We present a novel approach, based on robust principal components analysis (RPCA) and maximal information coefficient (MIC), to study the redshift dependence of halo baryonic properties. Our data are composed of a set of different physical quantities for primordial minihaloes: dark-matter mass ($M_{\mathrm{dm}}$), gas mass ($M_{\mathrm{gas}}$), stellar mass ($M_{\mathrm{star}}$), molecular fraction (${\mathrm{x_{mol}}}$), metallicity ($Z$), star formation rate (SFR) and temperature. We find that $M_{\mathrm{dm}}$ and $M_{\mathrm{gas}}$ are dominant factors for variance, particularly at high redshift. Nonetheless, with the emergence of the first stars and subsequent feedback mechanisms, ${\mathrm{x_{mol}}}$, SFR and $Z$ start to have a more dominant role.
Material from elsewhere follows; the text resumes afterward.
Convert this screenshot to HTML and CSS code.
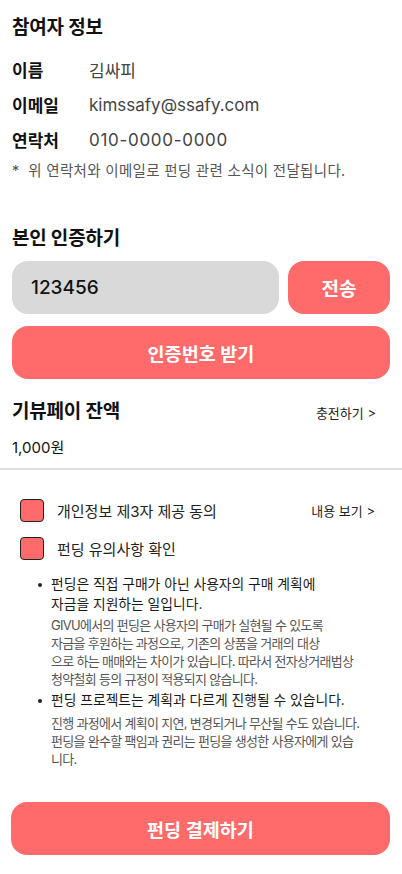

Standard PCA gives three principal components (PCs) capable to explain more than 97 per cent of the data variance at any redshift (two PCs usually accounting for no less than 92 per cent), whilst the first PC from the RPCA analysis explains no less than 84 per cent of the total variance in the entire redshift range (with two PCs explaining $ \gtrsim 95$ per cent anytime). Our analysis also suggests that all the gaseous properties have a stronger correlation with $M_{\mathrm{gas}}$ than with $M_{\mathrm{dm}}$, while $M_{\mathrm{gas}}$ has a deeper correlation with ${\mathrm{x_{mol}}}$ than with $Z$ or SFR. This indicates the crucial role of gas molecular content to initiate star formation and consequent metal pollution from Population III and Population II/I regimes in primordial galaxies. Finally, a comparison between MIC and Spearman correlation coefficient shows that the former is a more reliable indicator when halo properties are weakly correlated.